Noch ist es nicht so weit, dass er wie in Kolumbien Jhonny Hurtado physisch ermordet wird, eine soziale Ermordung findet aber bereits heute statt. Der Druck ist so groß, dass jeder in Spanien, der sich nicht der Entrüstung über den Freitod von Zapata anschließt, sich sofort in einen öffentlichen Feind verwandelt, in einen Komplizen von Diktaturen und Terrorismus. So erging es dem Schauspieler Willy Toledo, der von den Medien öffentlich gelyncht wurde. Er hatte nur sein Bedauern wegen des Todes von Zapata ausgesprochen und die cubanische Regierung getadelt, weil sie nicht in der Lage gewesen sei, ein Leben, das in ihrer Verantwortung stand zu schützen. Aber Willy Toledo wagte es auch zu sagen, dass der Tote ein "einfacher Krimineller gewesen sei. Damit hatte er medialen Selbstmord begangen und seine Karriere aufs Spiel gesetzt. Es gibt Themen, die nicht öffentlich diskutiert werden dürfen, bei denen keine abweichende Meinung geduldet wird. Wer gegen dieses Prinzip verstößt, wird gesellschaftlich geächtet – und was Cuba angeht, da sind sich die 7 mächtigen Medienkonzerne einig.

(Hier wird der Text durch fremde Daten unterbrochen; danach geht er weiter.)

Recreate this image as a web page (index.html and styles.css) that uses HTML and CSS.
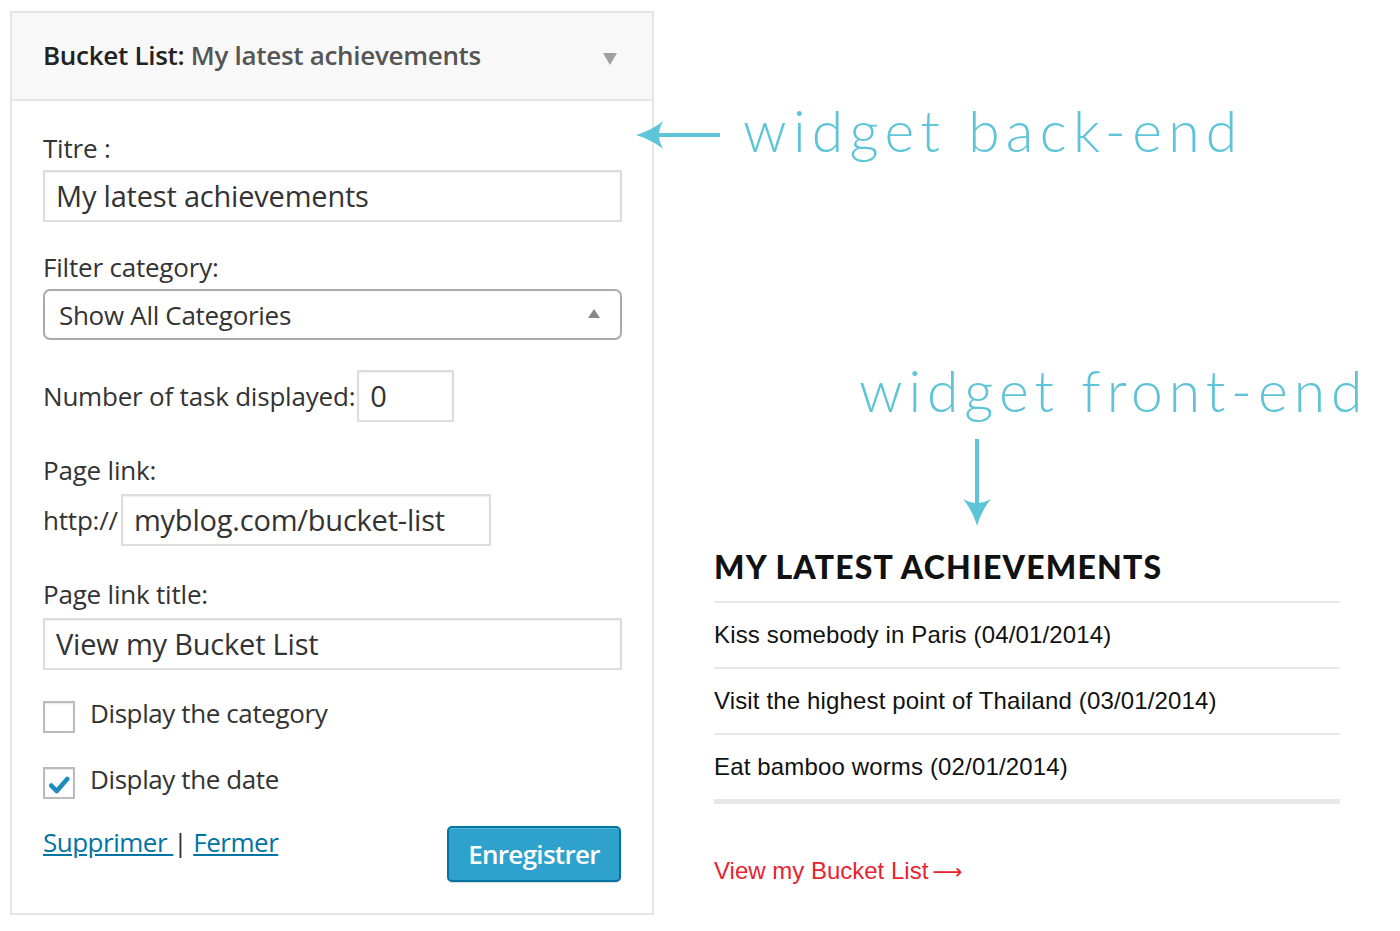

Zapata Tamayo ist für die Massenmedien, die Europäische Union und die USA genauso wenig interessant wie die ermordeten Honduraner und Kolumbianer. Er spielt nur seine Rolle im Medienkrieg gegen Cuba. Das tiefe Mitgefühl, für den einen toten cubanischen Gefangenen, das sie über alle Medien verbreiten ist pure Heuchelei, wenn es den über 30.000 ermordeten Kolumbianern (um nur ein Beispiel zu nennen) verweigert wird.
Nur das wird die Öffentlichkeit nie erfahren, dafür werden die Medien schon sorgen.